Une petite lumière persiste cependant : si Filippo Zuliani découvre le pouvoir performatif de la littérature, ses potentialités émancipatrices, l’ex-maîtresse de Carlo Fedeli, reconnaissant sa défaite à la fin du livre, décide d’écrire un roman – manière de boucler la boucle ; entre la première phrase de l’incipit – « Le local à ordures pue » – et les dernières lignes du roman – « Si je veux essayer de sauver notre passé, il ne me reste plus qu’une chose à faire. écrire un roman », le lecteur aura assisté à la trajectoire d’une conscience qui tente de penser au pas de la réalité. Il se peut que pour Lisa (et les lecteurs) la littérature fonctionne alors comme un « sauvetage par transfert », un « recours contre l’accélération catastrophique de l’Histoire » (Walter Benjamin).

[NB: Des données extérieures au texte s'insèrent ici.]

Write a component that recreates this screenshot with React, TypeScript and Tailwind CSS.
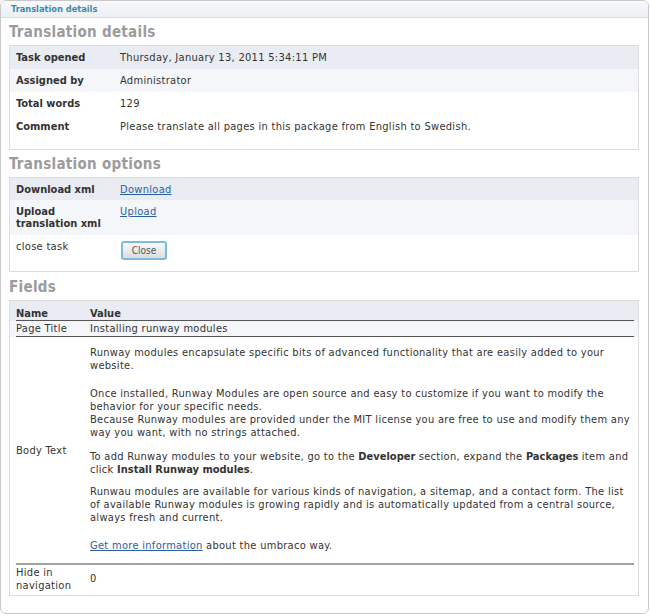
const font = "font-['DejaVu_Sans_Condensed','DejaVu_Sans',sans-serif]"

const InfoRow = ({ label, children, tint }: { label: React.ReactNode; children: React.ReactNode; tint?: string }) => (
  <div className={`flex items-center h-[23px] ${tint ?? ''}`}>
    <div className="w-[110px] pl-[6px] font-bold tracking-normal text-[#333]">{label}</div>
    <div className="text-[#333]">{children}</div>
  </div>
)

const SectionTitle = ({ children }: { children: React.ReactNode }) => (
  <h2 className="h-[27px] pt-[5px] text-[15px] leading-[19px] font-bold tracking-[0.3px] text-[#9b9b9b]">{children}</h2>
)

const App = () => {
  return (
    <div className={`w-[650px] h-[616px] bg-white ${font} text-[11px] leading-[13px] tracking-[0.3px]`}>
      <div className="w-[649px] h-[614px] border border-[#c8c8c8] rounded-[6px] overflow-hidden">
        {/* tab header */}
        <div className="h-[17px] bg-gradient-to-b from-[#f7f9fb] to-[#eceff3] border-b border-[#d8dbe0] pl-[10px] text-[9.2px] leading-[16px] font-bold tracking-normal text-[#3d8aa6]">
          Translation details
        </div>

        <div className="pl-[8px] pr-[9px]">
          <SectionTitle>Translation details</SectionTitle>
          <div className="border border-[#dcdcdc] pb-[11px]">
            <InfoRow label="Task opened" tint="bg-[#e9ecf2]">Thursday, January 13, 2011 5:34:11 PM</InfoRow>
            <InfoRow label="Assigned by" tint="bg-[#f4f6f9]">Administrator</InfoRow>
            <InfoRow label="Total words">129</InfoRow>
            <InfoRow label="Comment">Please translate all pages in this package from English to Swedish.</InfoRow>
          </div>

          <SectionTitle>Translation options</SectionTitle>
          <div className="border border-[#dcdcdc] pb-[11px]">
            <div className="flex items-center h-[22px] bg-[#e9ecf2]">
              <div className="w-[110px] pl-[6px] font-bold tracking-normal text-[#333]">Download xml</div>
              <a href="#" className="text-[#2a5ea0] underline">Download</a>
            </div>
            <div className="flex items-start pt-[6px] pb-[5px] h-[35px] bg-[#f4f6f9]">
              <div className="w-[110px] pl-[6px] font-bold tracking-normal text-[#333] leading-[12px]">Upload<br />translation xml</div>
              <a href="#" className="text-[#2a5ea0] underline leading-[12px]">Upload</a>
            </div>
            <div className="flex items-start pt-[6px]">
              <div className="w-[111px] pl-[6px] text-[#333] leading-[12px]">close task</div>
              <button className="h-[19px] w-[46px] border-2 border-[#7bbcdc] rounded-[3px] bg-gradient-to-b from-[#fafafa] to-[#dcdcdc] text-[10px] leading-[12px] tracking-normal text-[#555]">
                Close
              </button>
            </div>
          </div>

          <h2 className="h-[28px] pt-[6px] text-[15px] leading-[19px] font-bold tracking-[0.3px] text-[#9b9b9b]">Fields</h2>
          <div className="border border-[#dcdcdc] h-[296px] pl-[6px] pr-[4px] bg-[linear-gradient(to_bottom,#e9ecf2_0,#e9ecf2_20px,#f4f6f9_20px,#f4f6f9_36px,#ffffff_36px)]">
            <table className="w-full border-collapse text-[#333]">
              <thead>
                <tr className="border-b border-[#555]">
                  <th className="w-[74px] text-left font-bold tracking-normal pt-[6px] pb-0">Name</th>
                  <th className="text-left font-bold tracking-normal pt-[6px] pb-0">Value</th>
                </tr>
              </thead>
              <tbody>
                <tr className="border-b border-[#555]">
                  <td className="py-[1px]">Page Title</td>
                  <td className="py-[1px]">Installing runway modules</td>
                </tr>
                <tr className="border-b-2 border-[#a3a3a3]">
                  <td className="align-middle">Body Text</td>
                  <td className="pt-[9px] pb-[11px]">
                    <p>Runway modules encapsulate specific bits of advanced functionality that are easily added to your website.</p>
                    <p className="mt-[15px]">
                      Once installed, Runway Modules are open source and easy to customize if you want to modify the behavior for your specific needs.
                      <br />
                      Because Runway modules are provided under the MIT license you are free to use and modify them any way you want, with no strings attached.
                    </p>
                    <p className="mt-[11px]">
                      To add Runway modules to your website, go to the <b className="tracking-normal">Developer</b> section, expand the <b className="tracking-normal">Packages</b> item and click <b className="tracking-normal">Install Runway modules</b>.
                    </p>
                    <p className="mt-[9px]">
                      Runwau modules are available for various kinds of navigation, a sitemap, and a contact form. The list of available Runway modules is growing rapidly and is automatically updated from a central source, always fresh and current.
                    </p>
                    <p className="mt-[15px]">
                      <a href="#" className="text-[#2a5ea0] underline">Get more information</a> about the umbraco way.
                    </p>
                  </td>
                </tr>
                <tr>
                  <td className="align-top pt-[1px] pr-[4px]">Hide in navigation</td>
                  <td className="align-middle">0</td>
                </tr>
              </tbody>
            </table>
          </div>
        </div>
      </div>
    </div>
  )
}

export default App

Avec ce roman, Dominique Manotti poursuit donc son exploration méticuleuse de « l’envers de l’Histoire contemporaine », héritière en cela du projet balzacien ; l’on comprend à la lecture de L’Évasion, que les années 80 (années qu’elle a explorées sur le versant français dans le remarquable Nos fantastiques années fric (Rivages, 2001), consacré aux funestes remugles du Mitterrandisme), représentent un pivot historique et idéologique central entre les espoirs politiques des années 60 et 70 et le désenchantement contemporain. Le terrorisme gauchiste, avec ses radicalités et ses ambivalences, cristallise mystérieusement tous les enjeux de cette Histoire ; en ce sens, il est bien, comme l’écrivait Gianfranco Sanguinetti, « la dernière énigme de la société du Spectacle ».